MDEA Opposition to NUSD Vote
By Jim Mills
Many people have asked why the MDUSD teacher’s union is campaigning so hard against the proposal to bring a Northgate-area school district to a vote. Naturally, the teachers in the new district would have the opportunity to choose a different union to represent them, which could cause the existing union to lose members. But residents still wonder whether there is more to such vitriolic opposition than the potential loss of union dues from a couple hundred members. We think there may be much more to the opposition than loss of those dues.
When Guy Moore, President of MDEA (sadly, pronounced like “Medea”, the goddess in Greek tragedy who killed all of her children), stood before the school board last December and vowed on video to do “everything possible to make sure Northgate CAPS and NUSD fails”, he was making a bid in the ongoing card game between the district and the union. He was promising to eliminate a threat that the district leadership did not want to confront — at least not directly, at least not then, when the petition was still circulating.
Generally speaking, large school districts like MDUSD – unlike other government entities — prefer to stay comfortably under the radar to avoid accountability. County, state and federal “oversight” rarely intervenes in school district operations. The media don’t usually follow public school issues very closely. Most households do not have school-age children, and the ones that do tend to have loyalties to their children’s teachers and their neighborhood school, not to the district’s central office. (How many parents in MDUSD could name all of the members of the school board that runs everything?) Over time, a few school superintendents become trusted community figures, whose opinion carries weight among residents, but on average, most superintendents don’t stay in one job long enough to gain that credibility.

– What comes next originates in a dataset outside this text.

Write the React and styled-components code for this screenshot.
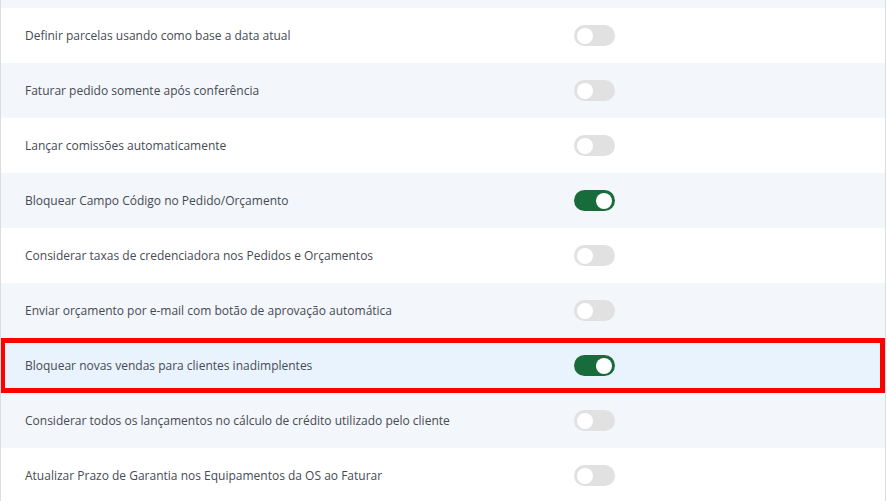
import React from 'react';
import styled, { createGlobalStyle } from 'styled-components';

const GlobalStyle = createGlobalStyle`
    body {
        margin: 0;
        background: #ffffff;
        font-family: "Open Sans", "Liberation Sans", sans-serif;
    }
`

const Panel = styled.div`
    width: 884px;
    height: 501px;
    overflow: hidden;
    border-left: 1px solid #d9dde4;
    border-right: 1px solid #d9dde4;
    display: flex;
    flex-direction: column;
`

const TopEdge = styled.div`
    height: 8px;
    flex-shrink: 0;
    background: #f3f6fa;
`

const Row = styled.div`
    height: 55px;
    flex-shrink: 0;
    display: grid;
    grid-template-columns: 549px 41px 1fr;
    align-items: center;
    background: ${p => p.$marked ? '#e9f3fd' : p.$odd ? '#f3f6fa' : '#ffffff'};
    box-shadow: ${p => p.$marked ? 'inset 0 0 0 5px #ff0000' : 'none'};
    margin-left: ${p => p.$marked ? '-1px' : '0'};
    padding-left: ${p => p.$marked ? '25px' : '24px'};
`

const Label = styled.span`
    font-size: 12px;
    color: #454b54;
    white-space: nowrap;
    margin-top: -1px;
`

const Switch = styled.span`
    grid-column: 2;
    width: 41px;
    height: 21px;
    border-radius: 11px;
    background: ${p => p.$on ? '#186c3c' : '#e1e1e1'};
    display: flex;
    align-items: center;
    justify-content: ${p => p.$on ? 'flex-end' : 'flex-start'};
    padding: 0 3px;
    box-sizing: border-box;
`

const Knob = styled.span`
    width: 16px;
    height: 16px;
    border-radius: 50%;
    background: #ffffff;
`

const options = [
    { text: 'Definir parcelas usando como base a data atual', on: false },
    { text: 'Faturar pedido somente após conferência', on: false },
    { text: 'Lançar comissões automaticamente', on: false },
    { text: 'Bloquear Campo Código no Pedido/Orçamento', on: true },
    { text: 'Considerar taxas de credenciadora nos Pedidos e Orçamentos', on: false },
    { text: 'Enviar orçamento por e-mail com botão de aprovação automática', on: false },
    { text: 'Bloquear novas vendas para clientes inadimplentes', on: true, marked: true },
    { text: 'Considerar todos os lançamentos no cálculo de crédito utilizado pelo cliente', on: false },
    { text: 'Atualizar Prazo de Garantia nos Equipamentos da OS ao Faturar', on: false },
]

const App = () => {
    return (
        <>
            <GlobalStyle />
            <Panel>
                <TopEdge />
                {options.map((o, i) => (
                    <Row key={o.text} $odd={i % 2 === 1} $marked={o.marked}>
                        <Label>{o.text}</Label>
                        <Switch $on={o.on}><Knob /></Switch>
                    </Row>
                ))}
            </Panel>
        </>
    )
}

export default App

Simply put, big school districts are not the most popular of government entities. So when they want to motivate public opinion, they look to teachers to promote the district’s agenda. Teachers are generally viewed FAR more favorably by the public. Everyone has known great teachers who influenced the course of their lives, or their children’s lives. And just about everyone realizes that teachers work very hard, in an “always on” environment, getting paid less than we would like to pay them. We see them as dedicated professionals, focused on our children, so we tend to listen to them when they speak up.
MDUSD has about 1,900 teachers, most of whom are busy with their work and their own families. Most do not teach in the Northgate area and are less motivated to become involved in the campaign against this vote. Clearly, organization is required, and “organizing teachers” is pretty much why MDEA exists. The union can be called upon to make sure that a critical mass of teachers participates in public meetings, demonstrations, social media campaigns, and so on. Union leaders themselves can be relied upon for “enforcement” calls to teachers who are suspected of meeting with NUSD supporters. And most important, by putting teachers on the front lines, the district can dismiss any legitimate criticism as an “attack on teachers”.
School district leaders understand all of this, and of course school board candidates get it. (That’s why it is almost unheard-of for MDUSD candidates to win without a MDEA endorsement – Brian Lawrence being the recent exception proving the rule.) In short, the rules of “scratch my back and I’ll scratch yours” suggest that our school district will pay, in one way or another, for MDEA’s efforts to fight NUSD — especially if they are successful in keeping the proposal from coming to a vote. The payoff probably won’t be more money for teachers, given the district’s uncertain financial condition, but somehow MDUSD will pay. We just haven’t seen the bill yet.
Now to be fair, teachers often disagree with their district. Sometimes, particularly in a district with all the problems of MDUSD, the public must rely on teachers and their union to sound the alarm on district practices and policies that aren’t in the best interest of students or teachers. We should all acknowledge those contributions. We also know, from personal conversations, that many Northgate-area teachers do not approve of MDEA’s actions in its current campaign against NUSD. Some teachers support the creation of NUSD. Others have taken the entirely understandable “wait-and-see” position about something that may take years to happen, or may never happen. But they know enough to keep out of the fray.
There is an old rule for teachers in big school districts like MDUSD: you can openly oppose your district, or you can oppose your union. But don’t oppose them both at the same time!